[COLLECTED MATERIAL]
-=-=-=-=-

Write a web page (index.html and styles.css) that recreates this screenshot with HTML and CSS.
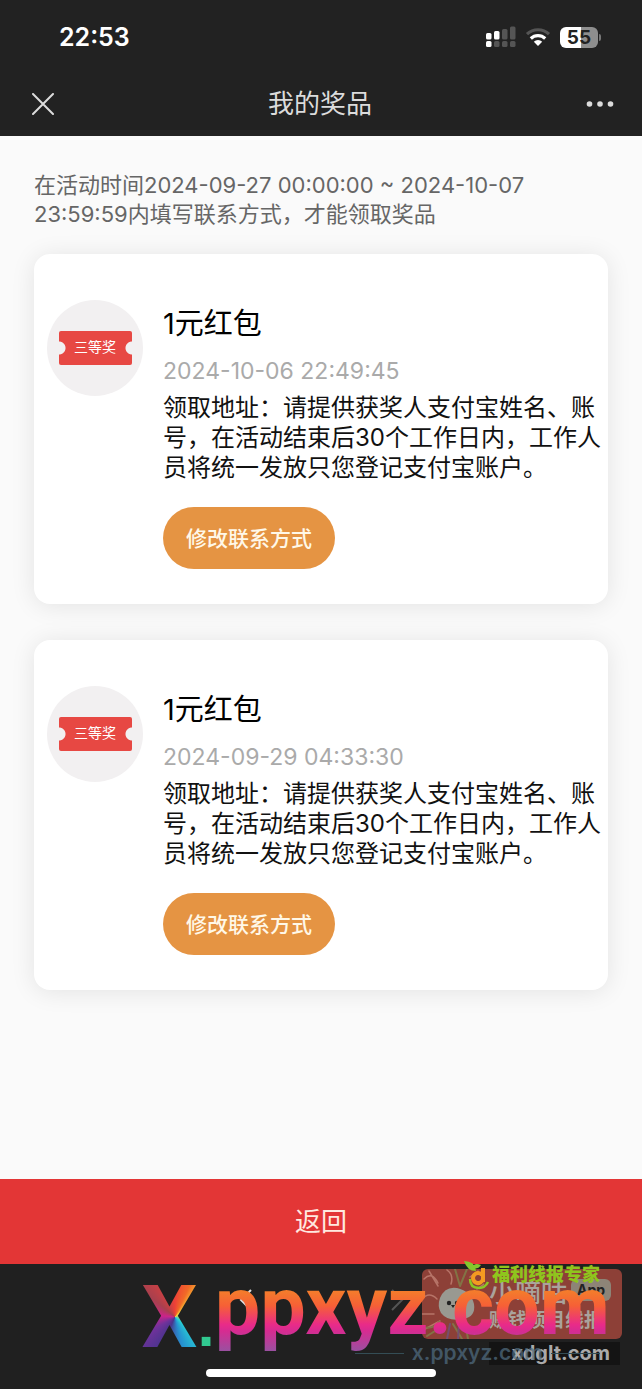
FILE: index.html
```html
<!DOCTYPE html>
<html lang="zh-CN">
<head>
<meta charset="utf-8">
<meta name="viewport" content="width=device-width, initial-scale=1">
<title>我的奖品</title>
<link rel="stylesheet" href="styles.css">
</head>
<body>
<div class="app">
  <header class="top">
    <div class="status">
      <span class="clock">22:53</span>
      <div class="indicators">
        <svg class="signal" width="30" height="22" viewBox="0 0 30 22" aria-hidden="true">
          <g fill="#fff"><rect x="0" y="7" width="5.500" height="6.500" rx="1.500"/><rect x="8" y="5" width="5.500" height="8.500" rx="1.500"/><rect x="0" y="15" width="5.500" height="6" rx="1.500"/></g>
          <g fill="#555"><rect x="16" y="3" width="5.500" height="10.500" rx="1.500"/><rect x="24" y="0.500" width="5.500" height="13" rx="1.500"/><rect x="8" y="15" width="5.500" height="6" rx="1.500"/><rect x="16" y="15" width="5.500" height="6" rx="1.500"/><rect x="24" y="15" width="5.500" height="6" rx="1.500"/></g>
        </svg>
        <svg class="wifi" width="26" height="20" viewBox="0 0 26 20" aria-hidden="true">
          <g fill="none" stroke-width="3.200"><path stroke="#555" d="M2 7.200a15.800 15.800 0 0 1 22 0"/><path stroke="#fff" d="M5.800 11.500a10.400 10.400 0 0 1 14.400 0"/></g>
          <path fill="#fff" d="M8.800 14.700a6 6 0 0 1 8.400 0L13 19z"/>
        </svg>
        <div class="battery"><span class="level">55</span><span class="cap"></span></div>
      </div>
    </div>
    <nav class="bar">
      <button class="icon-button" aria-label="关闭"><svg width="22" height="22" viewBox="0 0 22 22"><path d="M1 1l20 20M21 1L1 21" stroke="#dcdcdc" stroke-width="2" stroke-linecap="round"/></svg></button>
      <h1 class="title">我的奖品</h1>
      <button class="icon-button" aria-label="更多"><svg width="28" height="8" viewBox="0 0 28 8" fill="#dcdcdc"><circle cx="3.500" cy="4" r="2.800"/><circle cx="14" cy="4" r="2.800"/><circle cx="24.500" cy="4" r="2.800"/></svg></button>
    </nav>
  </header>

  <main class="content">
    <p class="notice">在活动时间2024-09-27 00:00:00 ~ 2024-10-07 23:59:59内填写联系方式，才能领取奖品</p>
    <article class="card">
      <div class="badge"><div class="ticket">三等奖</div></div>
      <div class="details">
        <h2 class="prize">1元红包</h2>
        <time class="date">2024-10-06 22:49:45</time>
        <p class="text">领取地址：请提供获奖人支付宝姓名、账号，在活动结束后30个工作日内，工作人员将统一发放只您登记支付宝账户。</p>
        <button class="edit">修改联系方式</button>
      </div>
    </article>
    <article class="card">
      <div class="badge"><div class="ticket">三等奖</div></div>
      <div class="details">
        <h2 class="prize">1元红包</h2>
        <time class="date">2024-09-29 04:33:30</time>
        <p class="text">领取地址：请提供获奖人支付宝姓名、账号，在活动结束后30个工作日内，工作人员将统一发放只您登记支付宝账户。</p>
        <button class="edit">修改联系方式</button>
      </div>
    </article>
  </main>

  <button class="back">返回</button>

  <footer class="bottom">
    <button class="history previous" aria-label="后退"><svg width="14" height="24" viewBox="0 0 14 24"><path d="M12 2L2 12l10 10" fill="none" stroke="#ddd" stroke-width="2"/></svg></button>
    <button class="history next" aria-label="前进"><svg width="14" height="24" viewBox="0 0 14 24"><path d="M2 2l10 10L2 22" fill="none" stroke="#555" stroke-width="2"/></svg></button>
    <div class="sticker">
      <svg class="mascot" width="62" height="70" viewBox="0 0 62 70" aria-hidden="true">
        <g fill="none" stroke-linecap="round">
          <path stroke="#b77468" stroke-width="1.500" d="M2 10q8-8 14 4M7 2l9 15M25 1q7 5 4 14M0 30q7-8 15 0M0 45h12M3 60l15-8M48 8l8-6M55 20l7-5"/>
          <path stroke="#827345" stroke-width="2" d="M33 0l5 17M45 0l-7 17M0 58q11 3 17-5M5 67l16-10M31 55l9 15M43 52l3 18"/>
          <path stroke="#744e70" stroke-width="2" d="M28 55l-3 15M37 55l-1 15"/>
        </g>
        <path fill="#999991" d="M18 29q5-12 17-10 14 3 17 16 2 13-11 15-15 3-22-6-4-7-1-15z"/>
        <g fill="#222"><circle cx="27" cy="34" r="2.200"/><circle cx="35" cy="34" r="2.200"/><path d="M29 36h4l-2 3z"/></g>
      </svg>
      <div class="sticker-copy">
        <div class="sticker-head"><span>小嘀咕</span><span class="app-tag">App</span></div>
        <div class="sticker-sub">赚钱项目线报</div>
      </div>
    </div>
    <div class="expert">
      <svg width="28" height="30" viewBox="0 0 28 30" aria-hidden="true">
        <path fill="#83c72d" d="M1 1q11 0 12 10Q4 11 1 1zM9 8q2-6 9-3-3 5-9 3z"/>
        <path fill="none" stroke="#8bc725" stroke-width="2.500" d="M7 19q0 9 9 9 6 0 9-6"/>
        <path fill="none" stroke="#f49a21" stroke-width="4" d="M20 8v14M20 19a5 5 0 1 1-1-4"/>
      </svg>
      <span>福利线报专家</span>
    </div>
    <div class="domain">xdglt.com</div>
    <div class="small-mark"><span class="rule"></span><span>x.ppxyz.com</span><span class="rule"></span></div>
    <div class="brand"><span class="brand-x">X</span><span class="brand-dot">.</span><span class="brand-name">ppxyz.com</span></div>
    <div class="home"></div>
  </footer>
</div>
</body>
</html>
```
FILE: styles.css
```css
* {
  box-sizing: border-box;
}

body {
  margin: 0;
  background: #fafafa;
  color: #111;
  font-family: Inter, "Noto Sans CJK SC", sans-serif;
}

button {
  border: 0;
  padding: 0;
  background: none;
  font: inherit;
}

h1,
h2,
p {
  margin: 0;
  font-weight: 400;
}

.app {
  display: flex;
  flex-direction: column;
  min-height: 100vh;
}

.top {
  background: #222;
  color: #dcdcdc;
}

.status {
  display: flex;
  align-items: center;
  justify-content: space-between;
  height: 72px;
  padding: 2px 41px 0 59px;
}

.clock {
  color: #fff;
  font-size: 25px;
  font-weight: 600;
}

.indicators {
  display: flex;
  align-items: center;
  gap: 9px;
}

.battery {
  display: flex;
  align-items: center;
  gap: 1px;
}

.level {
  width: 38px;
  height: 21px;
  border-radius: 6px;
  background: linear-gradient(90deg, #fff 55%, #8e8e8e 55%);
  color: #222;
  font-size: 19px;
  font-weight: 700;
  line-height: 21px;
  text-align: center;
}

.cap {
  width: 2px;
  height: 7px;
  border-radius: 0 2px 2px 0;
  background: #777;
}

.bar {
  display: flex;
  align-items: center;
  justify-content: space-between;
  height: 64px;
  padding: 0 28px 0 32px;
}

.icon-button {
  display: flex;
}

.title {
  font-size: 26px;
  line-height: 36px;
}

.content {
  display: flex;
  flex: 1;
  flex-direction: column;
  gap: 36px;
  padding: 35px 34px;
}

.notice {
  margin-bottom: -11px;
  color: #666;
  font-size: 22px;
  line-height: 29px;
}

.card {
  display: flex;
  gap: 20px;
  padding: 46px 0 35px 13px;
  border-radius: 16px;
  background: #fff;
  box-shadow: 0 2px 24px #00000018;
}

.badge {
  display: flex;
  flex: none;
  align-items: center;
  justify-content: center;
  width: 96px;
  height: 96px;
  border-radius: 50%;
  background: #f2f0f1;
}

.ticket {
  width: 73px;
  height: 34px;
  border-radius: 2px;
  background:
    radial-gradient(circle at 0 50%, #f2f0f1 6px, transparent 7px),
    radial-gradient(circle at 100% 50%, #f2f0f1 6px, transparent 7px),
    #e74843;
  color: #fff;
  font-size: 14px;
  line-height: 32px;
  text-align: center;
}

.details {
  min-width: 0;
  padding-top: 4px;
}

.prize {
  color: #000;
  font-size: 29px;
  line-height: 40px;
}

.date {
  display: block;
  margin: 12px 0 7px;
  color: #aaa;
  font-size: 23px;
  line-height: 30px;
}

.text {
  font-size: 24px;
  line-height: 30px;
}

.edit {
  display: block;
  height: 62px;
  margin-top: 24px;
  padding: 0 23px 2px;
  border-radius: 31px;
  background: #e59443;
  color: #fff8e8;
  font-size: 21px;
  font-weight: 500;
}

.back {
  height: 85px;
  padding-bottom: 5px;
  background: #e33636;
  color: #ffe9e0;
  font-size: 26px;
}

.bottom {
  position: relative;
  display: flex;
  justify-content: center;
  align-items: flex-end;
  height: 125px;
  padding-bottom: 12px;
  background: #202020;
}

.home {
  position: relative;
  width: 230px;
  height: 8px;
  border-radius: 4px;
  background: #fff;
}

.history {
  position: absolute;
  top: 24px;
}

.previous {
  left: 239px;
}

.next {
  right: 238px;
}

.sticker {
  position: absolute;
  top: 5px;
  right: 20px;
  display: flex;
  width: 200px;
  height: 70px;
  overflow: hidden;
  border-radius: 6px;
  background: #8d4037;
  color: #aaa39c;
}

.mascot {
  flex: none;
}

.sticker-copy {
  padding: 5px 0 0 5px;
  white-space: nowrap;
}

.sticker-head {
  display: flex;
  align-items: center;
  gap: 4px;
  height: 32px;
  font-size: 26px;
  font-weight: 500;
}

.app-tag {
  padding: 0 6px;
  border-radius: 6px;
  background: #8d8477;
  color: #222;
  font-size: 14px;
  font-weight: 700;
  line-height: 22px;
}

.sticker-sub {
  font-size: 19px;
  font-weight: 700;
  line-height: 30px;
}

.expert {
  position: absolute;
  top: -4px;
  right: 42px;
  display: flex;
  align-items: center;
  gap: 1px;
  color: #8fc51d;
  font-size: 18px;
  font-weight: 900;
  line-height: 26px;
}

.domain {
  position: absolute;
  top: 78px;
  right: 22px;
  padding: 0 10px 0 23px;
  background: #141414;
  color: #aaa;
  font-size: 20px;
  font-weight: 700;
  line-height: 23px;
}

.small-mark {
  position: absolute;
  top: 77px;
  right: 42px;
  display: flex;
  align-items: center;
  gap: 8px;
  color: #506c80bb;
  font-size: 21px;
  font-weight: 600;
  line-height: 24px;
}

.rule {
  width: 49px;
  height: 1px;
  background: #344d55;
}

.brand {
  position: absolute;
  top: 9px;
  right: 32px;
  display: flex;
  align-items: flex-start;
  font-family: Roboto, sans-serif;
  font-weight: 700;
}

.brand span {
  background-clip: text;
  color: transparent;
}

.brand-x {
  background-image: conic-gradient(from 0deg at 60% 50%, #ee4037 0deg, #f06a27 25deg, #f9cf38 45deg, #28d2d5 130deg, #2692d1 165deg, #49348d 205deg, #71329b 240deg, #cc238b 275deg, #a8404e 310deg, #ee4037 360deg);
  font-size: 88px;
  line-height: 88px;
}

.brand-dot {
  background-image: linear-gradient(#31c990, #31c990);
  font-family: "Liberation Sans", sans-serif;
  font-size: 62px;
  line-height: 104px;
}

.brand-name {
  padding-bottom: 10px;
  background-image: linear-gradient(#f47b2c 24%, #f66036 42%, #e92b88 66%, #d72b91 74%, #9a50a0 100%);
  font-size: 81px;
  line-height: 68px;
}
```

-=-=-=-=-

[WHAT TO PRODUCE] Within the listing above, copy each line that has the string "index".

[ANSWER TO THIS PROBLEM]
Write a web page (index.html and styles.css) that recreates this screenshot with HTML and CSS.
FILE: index.html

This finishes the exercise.